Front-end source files
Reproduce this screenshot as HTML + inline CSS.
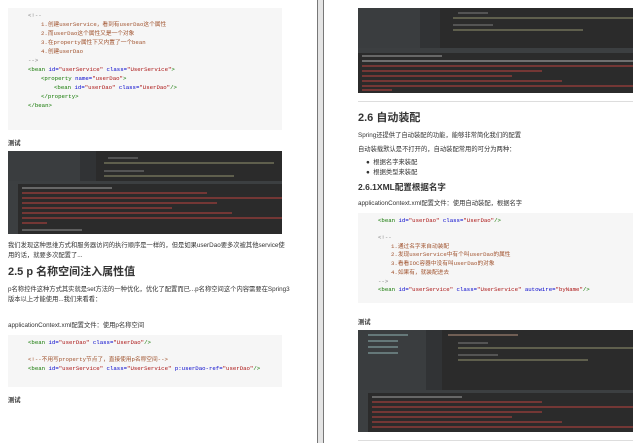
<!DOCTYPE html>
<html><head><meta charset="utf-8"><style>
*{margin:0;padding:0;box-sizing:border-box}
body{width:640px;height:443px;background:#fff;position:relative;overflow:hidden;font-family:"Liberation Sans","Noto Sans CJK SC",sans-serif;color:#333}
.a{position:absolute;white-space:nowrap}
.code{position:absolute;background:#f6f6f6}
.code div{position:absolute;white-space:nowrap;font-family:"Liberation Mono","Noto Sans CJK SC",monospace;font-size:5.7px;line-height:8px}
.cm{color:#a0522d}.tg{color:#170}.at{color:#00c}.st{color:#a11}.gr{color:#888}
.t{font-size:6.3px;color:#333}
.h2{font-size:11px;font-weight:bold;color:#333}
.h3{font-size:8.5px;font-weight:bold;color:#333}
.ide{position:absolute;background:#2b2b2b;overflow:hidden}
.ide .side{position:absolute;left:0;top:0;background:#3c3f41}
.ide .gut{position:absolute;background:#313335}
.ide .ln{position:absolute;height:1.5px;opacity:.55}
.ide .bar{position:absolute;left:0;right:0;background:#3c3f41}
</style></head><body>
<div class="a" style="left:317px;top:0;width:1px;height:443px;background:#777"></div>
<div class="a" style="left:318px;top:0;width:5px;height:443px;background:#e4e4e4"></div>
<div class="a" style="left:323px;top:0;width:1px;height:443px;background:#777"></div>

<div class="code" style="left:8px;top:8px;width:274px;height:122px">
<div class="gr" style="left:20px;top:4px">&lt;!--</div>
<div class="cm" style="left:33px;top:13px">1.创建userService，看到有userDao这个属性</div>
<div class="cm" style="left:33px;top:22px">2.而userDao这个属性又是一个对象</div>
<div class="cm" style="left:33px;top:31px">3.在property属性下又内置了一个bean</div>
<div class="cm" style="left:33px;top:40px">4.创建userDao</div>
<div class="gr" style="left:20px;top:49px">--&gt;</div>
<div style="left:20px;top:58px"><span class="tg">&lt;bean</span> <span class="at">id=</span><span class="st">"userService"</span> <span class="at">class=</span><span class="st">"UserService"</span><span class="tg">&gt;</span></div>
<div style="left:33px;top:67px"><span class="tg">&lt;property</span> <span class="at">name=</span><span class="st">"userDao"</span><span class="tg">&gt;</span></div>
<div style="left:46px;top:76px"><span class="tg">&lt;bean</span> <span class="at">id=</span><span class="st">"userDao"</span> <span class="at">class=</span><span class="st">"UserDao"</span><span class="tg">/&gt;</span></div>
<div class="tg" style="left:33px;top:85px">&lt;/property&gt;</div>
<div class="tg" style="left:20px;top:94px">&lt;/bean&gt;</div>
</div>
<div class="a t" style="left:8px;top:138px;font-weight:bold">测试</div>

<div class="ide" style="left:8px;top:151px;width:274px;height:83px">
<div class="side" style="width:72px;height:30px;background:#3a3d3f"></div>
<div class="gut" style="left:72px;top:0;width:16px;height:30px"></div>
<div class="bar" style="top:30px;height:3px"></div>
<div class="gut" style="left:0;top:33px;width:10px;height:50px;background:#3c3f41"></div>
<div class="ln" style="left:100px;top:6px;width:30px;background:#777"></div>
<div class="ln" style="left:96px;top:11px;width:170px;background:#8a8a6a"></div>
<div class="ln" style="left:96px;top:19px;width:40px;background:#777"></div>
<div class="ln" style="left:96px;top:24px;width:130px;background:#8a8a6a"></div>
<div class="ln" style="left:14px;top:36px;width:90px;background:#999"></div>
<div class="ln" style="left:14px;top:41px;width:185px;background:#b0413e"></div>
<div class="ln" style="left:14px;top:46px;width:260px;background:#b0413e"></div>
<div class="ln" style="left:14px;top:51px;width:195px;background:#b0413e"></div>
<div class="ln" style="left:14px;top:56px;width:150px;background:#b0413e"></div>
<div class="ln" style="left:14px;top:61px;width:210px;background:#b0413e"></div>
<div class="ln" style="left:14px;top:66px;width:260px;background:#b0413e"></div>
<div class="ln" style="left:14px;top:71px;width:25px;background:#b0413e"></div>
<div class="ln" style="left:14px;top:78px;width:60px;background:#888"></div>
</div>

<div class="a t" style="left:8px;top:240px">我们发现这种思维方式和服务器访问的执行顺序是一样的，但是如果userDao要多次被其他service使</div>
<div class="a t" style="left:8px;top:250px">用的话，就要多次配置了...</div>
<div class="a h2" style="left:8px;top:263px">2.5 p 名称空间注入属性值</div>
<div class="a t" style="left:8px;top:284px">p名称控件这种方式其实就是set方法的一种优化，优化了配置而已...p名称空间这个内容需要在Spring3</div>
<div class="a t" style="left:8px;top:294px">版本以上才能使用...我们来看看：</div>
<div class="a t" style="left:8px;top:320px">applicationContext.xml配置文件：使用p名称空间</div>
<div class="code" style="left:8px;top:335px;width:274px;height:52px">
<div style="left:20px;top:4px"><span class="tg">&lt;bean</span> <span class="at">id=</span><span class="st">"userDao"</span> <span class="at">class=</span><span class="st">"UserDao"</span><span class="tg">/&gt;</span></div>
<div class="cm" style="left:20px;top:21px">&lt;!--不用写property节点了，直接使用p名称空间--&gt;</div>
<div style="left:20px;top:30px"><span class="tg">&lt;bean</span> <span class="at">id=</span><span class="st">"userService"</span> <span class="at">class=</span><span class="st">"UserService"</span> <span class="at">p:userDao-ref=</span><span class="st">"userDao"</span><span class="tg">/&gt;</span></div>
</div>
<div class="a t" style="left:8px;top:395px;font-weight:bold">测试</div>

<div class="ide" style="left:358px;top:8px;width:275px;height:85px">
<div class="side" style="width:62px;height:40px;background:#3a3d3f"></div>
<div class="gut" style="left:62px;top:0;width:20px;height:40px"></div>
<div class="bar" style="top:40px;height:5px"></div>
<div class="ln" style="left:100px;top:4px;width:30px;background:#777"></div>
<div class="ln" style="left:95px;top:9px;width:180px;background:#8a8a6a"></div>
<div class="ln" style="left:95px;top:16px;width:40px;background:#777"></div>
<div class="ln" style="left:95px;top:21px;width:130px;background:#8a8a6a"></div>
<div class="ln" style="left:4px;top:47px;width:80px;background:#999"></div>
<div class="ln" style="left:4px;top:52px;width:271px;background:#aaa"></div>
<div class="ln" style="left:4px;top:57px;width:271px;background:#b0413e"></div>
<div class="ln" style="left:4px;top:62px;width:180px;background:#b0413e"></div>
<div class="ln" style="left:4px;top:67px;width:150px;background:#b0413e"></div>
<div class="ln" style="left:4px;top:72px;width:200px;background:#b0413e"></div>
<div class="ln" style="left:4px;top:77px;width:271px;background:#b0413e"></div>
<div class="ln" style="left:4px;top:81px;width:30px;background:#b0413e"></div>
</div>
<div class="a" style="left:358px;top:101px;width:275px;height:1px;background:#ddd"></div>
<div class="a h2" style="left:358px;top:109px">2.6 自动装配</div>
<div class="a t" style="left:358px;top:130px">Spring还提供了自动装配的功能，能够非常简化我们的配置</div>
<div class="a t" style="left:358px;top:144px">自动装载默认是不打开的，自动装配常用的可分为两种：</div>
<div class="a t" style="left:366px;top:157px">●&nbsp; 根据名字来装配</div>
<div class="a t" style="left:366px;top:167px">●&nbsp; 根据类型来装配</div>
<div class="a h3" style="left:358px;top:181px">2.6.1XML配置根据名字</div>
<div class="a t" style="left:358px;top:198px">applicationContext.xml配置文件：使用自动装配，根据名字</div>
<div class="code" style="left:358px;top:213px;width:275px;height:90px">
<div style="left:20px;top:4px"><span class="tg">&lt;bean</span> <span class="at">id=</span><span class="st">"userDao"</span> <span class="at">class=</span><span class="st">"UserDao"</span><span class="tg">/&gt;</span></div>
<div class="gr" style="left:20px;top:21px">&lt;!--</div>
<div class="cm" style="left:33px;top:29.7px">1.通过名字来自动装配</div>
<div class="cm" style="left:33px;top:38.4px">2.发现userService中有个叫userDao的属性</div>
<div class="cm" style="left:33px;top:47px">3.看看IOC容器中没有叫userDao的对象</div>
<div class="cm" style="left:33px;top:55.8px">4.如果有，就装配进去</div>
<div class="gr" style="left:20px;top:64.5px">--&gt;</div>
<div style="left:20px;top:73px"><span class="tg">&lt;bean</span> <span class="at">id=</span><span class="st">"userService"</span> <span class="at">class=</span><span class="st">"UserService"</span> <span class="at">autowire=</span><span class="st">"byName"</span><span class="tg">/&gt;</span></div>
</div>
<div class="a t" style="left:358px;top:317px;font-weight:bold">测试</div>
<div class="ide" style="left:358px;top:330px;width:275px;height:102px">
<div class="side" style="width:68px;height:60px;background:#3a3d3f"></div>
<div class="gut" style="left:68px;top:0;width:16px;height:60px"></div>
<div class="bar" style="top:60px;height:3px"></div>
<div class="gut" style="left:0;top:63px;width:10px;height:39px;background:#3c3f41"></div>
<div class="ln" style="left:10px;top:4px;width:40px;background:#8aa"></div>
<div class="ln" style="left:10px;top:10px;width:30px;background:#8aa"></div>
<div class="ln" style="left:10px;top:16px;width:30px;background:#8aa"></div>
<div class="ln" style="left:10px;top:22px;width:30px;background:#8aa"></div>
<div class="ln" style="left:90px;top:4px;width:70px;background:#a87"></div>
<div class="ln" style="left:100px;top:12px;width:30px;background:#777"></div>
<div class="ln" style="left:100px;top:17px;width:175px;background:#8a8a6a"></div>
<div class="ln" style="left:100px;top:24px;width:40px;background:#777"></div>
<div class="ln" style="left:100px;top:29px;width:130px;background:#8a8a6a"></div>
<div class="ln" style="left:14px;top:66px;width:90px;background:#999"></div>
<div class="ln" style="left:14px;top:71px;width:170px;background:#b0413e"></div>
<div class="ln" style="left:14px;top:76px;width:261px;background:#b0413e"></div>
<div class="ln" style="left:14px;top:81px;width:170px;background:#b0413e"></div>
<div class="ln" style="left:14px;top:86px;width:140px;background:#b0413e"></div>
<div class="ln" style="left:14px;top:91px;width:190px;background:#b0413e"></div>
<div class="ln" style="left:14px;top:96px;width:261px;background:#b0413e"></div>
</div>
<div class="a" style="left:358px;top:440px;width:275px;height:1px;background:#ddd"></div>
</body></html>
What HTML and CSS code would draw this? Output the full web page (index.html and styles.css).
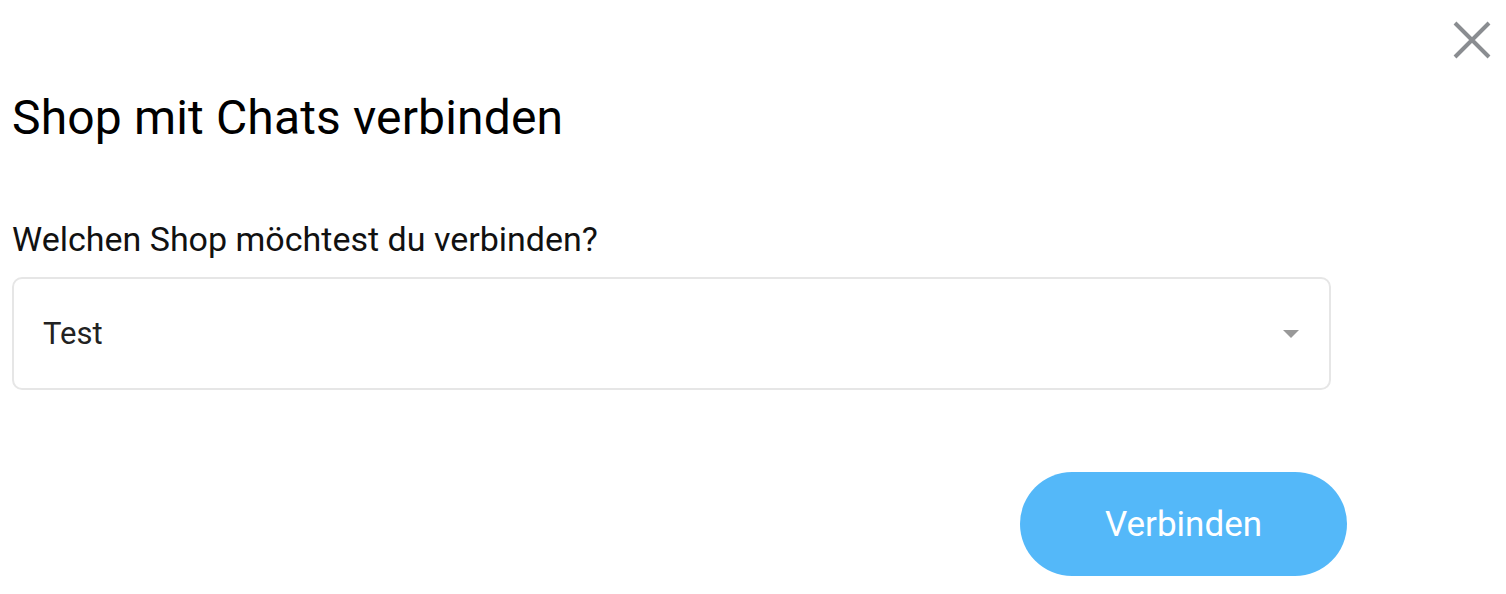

* _Problem details_: What is the number of lines in the data above that include the word "this"? Answer with that number only.

* _Task output_: 2